اِنَّ ile tekid edilmiş, sübut ve istimrar ifade eden isim cümlesi faide-i haber inkâri kelamdır. Lafza-ı celâl müsnedün ileyh, يُحِبُّ الْمُقْسِط۪ينَ cümlesi müsneddir.
Müsnedün ileyhin bütün esma-i hüsnaya ve kemâl sıfatlara şamil olan lafza-i celâlle marife olması teberrük, telezzüz ve muhabbet duyguları uyandırmak içindir.
Ayette mütekellim Allah Teâlâ’dır. Dolayısıyla lafza-i celâlde tecrîd sanatı, hükmün illetini belirtmek ve ikazı artırmak için zamir makamında zahir ismin tekrarlanmasında ıtnâb ve reddü’l-acüz ale’s-sadr sanatları vardır.
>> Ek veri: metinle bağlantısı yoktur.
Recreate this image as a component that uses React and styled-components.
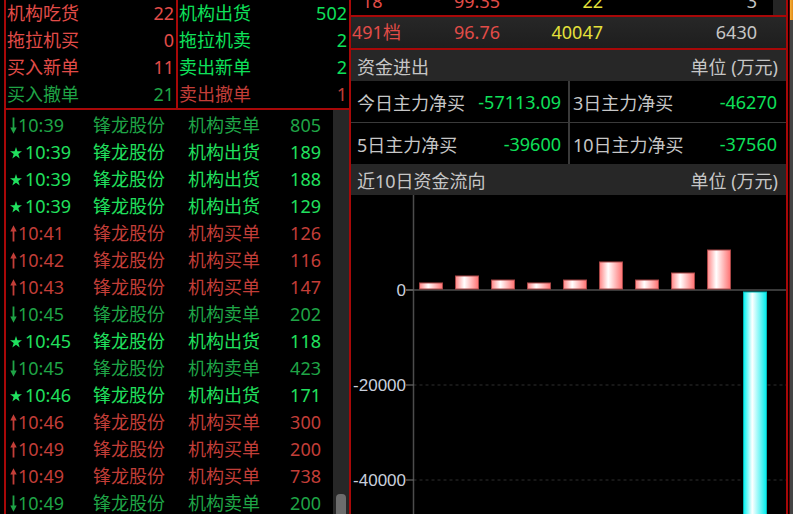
import React from 'react';
import styled, { createGlobalStyle } from 'styled-components';

const C = {
  frame: '#a80808',
  red: '#e24c48',
  redDim: '#c23e38',
  green: '#0ee05a',
  greenDim: '#1fa446',
  star: '#20e05e',
  yellow: '#e4e03a',
  text: '#c6c6c6',
  divider: '#3a3a3a',
  header: '#272727',
};

const FONT = `"Noto Sans", "Noto Sans CJK SC", sans-serif`;

const GlobalStyle = createGlobalStyle`
  html, body {
    margin: 0;
    padding: 0;
    background: #000;
    overflow: hidden;
  }
  body {
    font-family: ${FONT};
  }
`;

const Screen = styled.div`
  display: flex;
  width: 793px;
  height: 514px;
  overflow: hidden;
  background: #000;
`;

/* ---------- left: stats + trade list ---------- */

const LeftCol = styled.div`
  flex: none;
  width: 351px;
  padding-left: 4px;
  box-sizing: border-box;
  display: flex;
`;

const LeftPanel = styled.div`
  flex: 1;
  min-width: 0;
  display: flex;
  flex-direction: column;
  border-left: 2px solid ${C.frame};
  border-right: 2px solid ${C.frame};
`;

const StatsGrid = styled.div`
  display: grid;
  grid-template-columns: 170px 1fr;
  border-bottom: 2px solid ${C.frame};
`;

const StatsColumn = styled.div`
  & + & {
    border-left: 2px solid ${C.frame};
  }
`;

const StatRow = styled.div`
  display: flex;
  justify-content: space-between;
  height: 27px;
  line-height: 27px;
  font-size: 18px;
  padding: 0 2px 0 1px;
  color: ${(p) => p.$color};
`;

const ListArea = styled.div`
  flex: 1;
  min-height: 0;
  display: flex;
  overflow: hidden;
`;

const TradeList = styled.div`
  flex: 1;
  padding-top: 2px;
`;

const TradeRow = styled.div`
  display: grid;
  grid-template-columns: 83px 95px 1fr auto;
  height: 27px;
  line-height: 27px;
  font-size: 18px;
  padding: 0 12px 0 4px;
  color: ${(p) => p.$color};
  white-space: nowrap;
`;

const TimeCell = styled.span`
  display: flex;
  align-items: center;
`;

const Mark = styled.svg`
  flex: none;
  margin-right: ${(p) => p.$gap}px;
`;

const ScrollTrack = styled.div`
  flex: none;
  width: 16px;
  background: #272727;
  display: flex;
  flex-direction: column;
  justify-content: flex-end;
  align-items: center;
`;

const ScrollThumb = styled.div`
  width: 10px;
  height: 24px;
  margin-bottom: -4px;
  border-radius: 4px;
  background: #6c6c6c;
`;

/* ---------- right: order book tail, fund flow ---------- */

const RightCol = styled.div`
  flex: none;
  width: 437px;
  box-sizing: border-box;
  border-right: 2px solid ${C.frame};
  display: flex;
  flex-direction: column;
`;

const PeekBar = styled.div`
  display: flex;
  height: 15px;
  overflow: hidden;
  border-bottom: 2px solid ${C.frame};
`;

const PeekScroll = styled.div`
  flex: none;
  width: 13px;
  background: #252525;
`;

const LevelGrid = styled.div`
  flex: 1;
  display: grid;
  grid-template-columns: 69px 80px 103px 154px 1fr;
  font-size: 18px;
  white-space: nowrap;
`;

const PeekRow = styled(LevelGrid)`
  height: 30px;
  line-height: 30px;
  margin-top: -14px;
`;

const SummaryRow = styled(LevelGrid)`
  flex: none;
  height: 31px;
  line-height: 31px;
  background: linear-gradient(#272727, #1e1e1e);
  border-bottom: 2px solid ${C.frame};
`;

const LevelCell = styled.span`
  color: ${(p) => p.$color};
  text-align: ${(p) => (p.$left ? 'left' : 'right')};
  padding-left: ${(p) => p.$indent || 0}px;
`;

const SectionHeader = styled.div`
  flex: none;
  height: 31px;
  display: flex;
  align-items: center;
  justify-content: space-between;
  padding: 0 8px 0 6px;
  background: ${C.header};
  color: ${C.text};
  font-size: 18px;
`;

const FlowGrid = styled.div`
  flex: none;
  display: grid;
  grid-template-columns: 217px 1fr;
  grid-template-rows: 42px 41px;
`;

const FlowCell = styled.div`
  display: flex;
  align-items: center;
  justify-content: space-between;
  box-sizing: border-box;
  font-size: 18px;
  color: ${C.text};
  padding: ${(p) => (p.$right ? '0 9px 0 3px' : '0 7px 0 6px')};
  border-left: ${(p) => (p.$right ? `2px solid ${C.divider}` : 'none')};
  border-bottom: ${(p) => (p.$top ? `1px solid ${C.divider}` : 'none')};
`;

const FlowValue = styled.span`
  color: ${C.green};
`;

const ChartArea = styled.div`
  flex: 1;
  min-height: 0;
  overflow: hidden;
`;

const EdgeStrip = styled.div`
  flex: none;
  width: 5px;
  box-sizing: border-box;
  border-left: 1px solid #000;
  box-shadow: inset 1px 0 0 #5c0000;
  background: #444;
  display: flex;
  flex-direction: column;
`;

const EdgeThumb = styled.div`
  height: 20px;
  margin-left: 1px;
  background: linear-gradient(90deg, #f7b23a, #e08a18);
`;

/* ---------- data ---------- */

const stats = [
  [
    { label: '机构吃货', value: 22, color: C.red },
    { label: '拖拉机买', value: 0, color: C.red },
    { label: '买入新单', value: 11, color: C.red },
    { label: '买入撤单', value: 21, color: C.greenDim },
  ],
  [
    { label: '机构出货', value: 502, color: C.green },
    { label: '拖拉机卖', value: 2, color: C.green },
    { label: '卖出新单', value: 2, color: C.green },
    { label: '卖出撤单', value: 1, color: C.redDim },
  ],
];

const kinds = {
  down: { type: '机构卖单', color: C.greenDim },
  star: { type: '机构出货', color: C.star },
  up: { type: '机构买单', color: C.redDim },
};

const trades = [
  ['down', '10:39', 805],
  ['star', '10:39', 189],
  ['star', '10:39', 188],
  ['star', '10:39', 129],
  ['up', '10:41', 126],
  ['up', '10:42', 116],
  ['up', '10:43', 147],
  ['down', '10:45', 202],
  ['star', '10:45', 118],
  ['down', '10:45', 423],
  ['star', '10:46', 171],
  ['up', '10:46', 300],
  ['up', '10:49', 200],
  ['up', '10:49', 738],
  ['down', '10:49', 200],
];

const flows = [
  { label: '今日主力净买', value: '-57113.09' },
  { label: '3日主力净买', value: '-46270' },
  { label: '5日主力净买', value: '-39600' },
  { label: '10日主力净买', value: '-37560' },
];

const daily = [1270, 2740, 1890, 1270, 1890, 5690, 1890, 3370, 8210, -57113.09];

/* ---------- pieces ---------- */

function TradeMark({ kind }) {
  if (kind === 'star') {
    return (
      <Mark $gap={3} width="12" height="12" viewBox="0 0 12 12" fill="currentColor">
        <polygon points="6,0 7.4,4.3 12,4.3 8.3,7 9.7,11.6 6,8.8 2.3,11.6 3.7,7 0,4.3 4.6,4.3" />
      </Mark>
    );
  }
  const down = kind === 'down';
  return (
    <Mark $gap={1} width="7" height="17" viewBox="0 0 7 17" fill="currentColor">
      {down ? (
        <>
          <rect x="2.6" y="0.5" width="1.8" height="12" />
          <polygon points="0.3,10.5 6.7,10.5 3.5,16.8" />
        </>
      ) : (
        <>
          <rect x="2.6" y="4.5" width="1.8" height="12" />
          <polygon points="0.3,6.5 6.7,6.5 3.5,0.2" />
        </>
      )}
    </Mark>
  );
}

function FlowChart() {
  const zeroY = 95;
  const scale = 95 / 20000;
  const axisX = 62.5;
  const ticks = [0, -20000, -40000];
  return (
    <svg width="435" height="319" style={{ display: 'block' }}>
      <defs>
        <linearGradient id="barUp" x1="0" x2="1" y1="0" y2="0">
          <stop offset="0" stopColor="#ff8686" />
          <stop offset="0.38" stopColor="#ffffff" />
          <stop offset="1" stopColor="#ff7272" />
        </linearGradient>
        <linearGradient id="barDown" x1="0" x2="1" y1="0" y2="0">
          <stop offset="0" stopColor="#00f2f2" />
          <stop offset="0.38" stopColor="#ffffff" />
          <stop offset="1" stopColor="#00eeee" />
        </linearGradient>
      </defs>

      {ticks.slice(1).map((t) => {
        const y = zeroY - t * scale;
        return (
          <line key={t} x1={axisX} x2="435" y1={y} y2={y} stroke="#2e2e2e" strokeDasharray="3 3" />
        );
      })}
      <line x1="55" x2="435" y1={zeroY} y2={zeroY} stroke="#4c4c4c" strokeWidth="1.6" />
      <line x1={axisX} x2={axisX} y1="0" y2="319" stroke="#4c4c4c" strokeWidth="1.5" />

      {ticks.map((t) => {
        const y = zeroY - t * scale;
        return (
          <g key={t}>
            <line x1="55" x2={axisX} y1={y} y2={y} stroke="#7a7a7a" />
            <text
              x="55"
              y={y + 6}
              textAnchor="end"
              fontSize="17"
              fontFamily='"Liberation Sans", Arial, sans-serif'
              fill="#c8cfdc"
            >
              {t}
            </text>
          </g>
        );
      })}

      {daily.map((v, i) => {
        const x = 68 + 36 * i;
        const h = Math.abs(v) * scale;
        const up = v >= 0;
        return (
          <rect
            key={i}
            x={x + 0.5}
            y={up ? zeroY - 1 - h : zeroY + 2}
            width="23"
            height={h}
            fill={up ? 'url(#barUp)' : 'url(#barDown)'}
            stroke={up ? '#a84646' : '#00b8b8'}
            strokeWidth="1"
          />
        );
      })}
    </svg>
  );
}

export default function App() {
  return (
    <Screen>
      <GlobalStyle />

      <LeftCol>
        <LeftPanel>
          <StatsGrid>
            {stats.map((col, ci) => (
              <StatsColumn key={ci}>
                {col.map((s) => (
                  <StatRow key={s.label} $color={s.color}>
                    <span>{s.label}</span>
                    <span>{s.value}</span>
                  </StatRow>
                ))}
              </StatsColumn>
            ))}
          </StatsGrid>

          <ListArea>
            <TradeList>
              {trades.map(([kind, time, amount], i) => (
                <TradeRow key={i} $color={kinds[kind].color}>
                  <TimeCell>
                    <TradeMark kind={kind} />
                    {time}
                  </TimeCell>
                  <span>锋龙股份</span>
                  <span>{kinds[kind].type}</span>
                  <span>{amount}</span>
                </TradeRow>
              ))}
            </TradeList>
            <ScrollTrack>
              <ScrollThumb />
            </ScrollTrack>
          </ListArea>
        </LeftPanel>
      </LeftCol>

      <RightCol>
        <PeekBar>
          <PeekRow>
            <LevelCell $left $indent={11} $color={C.red}>18</LevelCell>
            <LevelCell $color={C.red}>99.35</LevelCell>
            <LevelCell $color={C.yellow}>22</LevelCell>
            <LevelCell $color={C.text}>3</LevelCell>
          </PeekRow>
          <PeekScroll />
        </PeekBar>

        <SummaryRow>
          <LevelCell $left $indent={1} $color={C.red}>491档</LevelCell>
          <LevelCell $color={C.red}>96.76</LevelCell>
          <LevelCell $color={C.yellow}>40047</LevelCell>
          <LevelCell $color={C.text}>6430</LevelCell>
        </SummaryRow>

        <SectionHeader>
          <span>资金进出</span>
          <span>单位 (万元)</span>
        </SectionHeader>

        <FlowGrid>
          {flows.map((f, i) => (
            <FlowCell key={f.label} $right={i % 2 === 1} $top={i < 2}>
              <span>{f.label}</span>
              <FlowValue>{f.value}</FlowValue>
            </FlowCell>
          ))}
        </FlowGrid>

        <SectionHeader>
          <span>近10日资金流向</span>
          <span>单位 (万元)</span>
        </SectionHeader>

        <ChartArea>
          <FlowChart />
        </ChartArea>
      </RightCol>

      <EdgeStrip>
        <EdgeThumb />
      </EdgeStrip>
    </Screen>
  );
}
Müsnedin muzari fiil olarak gelmesi hükmü takviye, hudûs, teceddüt ve istimrar ifade etmektedir. Ayrıca muzari fiil olayı zihinde canlandırmayı sağlayarak muhatabı etkiler. Muzari fiilin geldiği hallerde çoğunlukla bu gaye mevcuttur. Muzari fiilin kullanımıyla, sahne muhatabın gözünde sanki o anda canlanır. Bu da insanı etkiler.
İsim cümleleri sübut ifade eder. İsim cümlelerinin asıl kuruluş sebebi; müsnedin, müsnedün ileyh için sabit olduğunu ifade etmektir. İsim cümlesinin haberi müfred ya da isim cümlesi olursa, asıl konulduğu mana olan sübutu veya bazı karinelerle istimrarı (devamlılığı) ifade eder. İstimrar ifadesi daha çok medh ve zem durumlarında olur. (Fatma Serap Karamollaoğlu, Kur'an Işığında Belâgat Dersleri Meâni İlmi)
Ayetin bu son cümlesi, Mümtehine/8 ve Hucurât/9 ayetlerinde aynen tekrarlanmıştır. Tekrarlanan cümleler arasında tekrir, ıtnâb ve reddü'l-acüz ale’s-sadr sanatları vardır
Tekrarlanan cümlelerin manasının nefiste yerleşmesi arzu edilir, hatta zatın bir cüzü haline gelinceye kadar tekid edilir. Böyle tekrarlanan kelimeler, kelamdaki cüzleri birbirine bağlar, aralarında bir ilişki kurar ve dokuyu bütünleştirir. Bunlar çok tekrarlanır ki iman ve yakîn sabitleşsin. Eğer murad sadece bilmek olsaydı, bir kere söylenmesi yeterli olurdu. (Muhammed Ebu Musa, Hâ-Mîm Sureleri Belâgî Tefsiri 7, Ahkaf Suresi, 29)
الْقِسْطِۜ - الْمُقْسِط۪ينَ kelimeleri arasında iştikak cinası ve reddü’l-acüz ale’s-sadr sanatları vardır.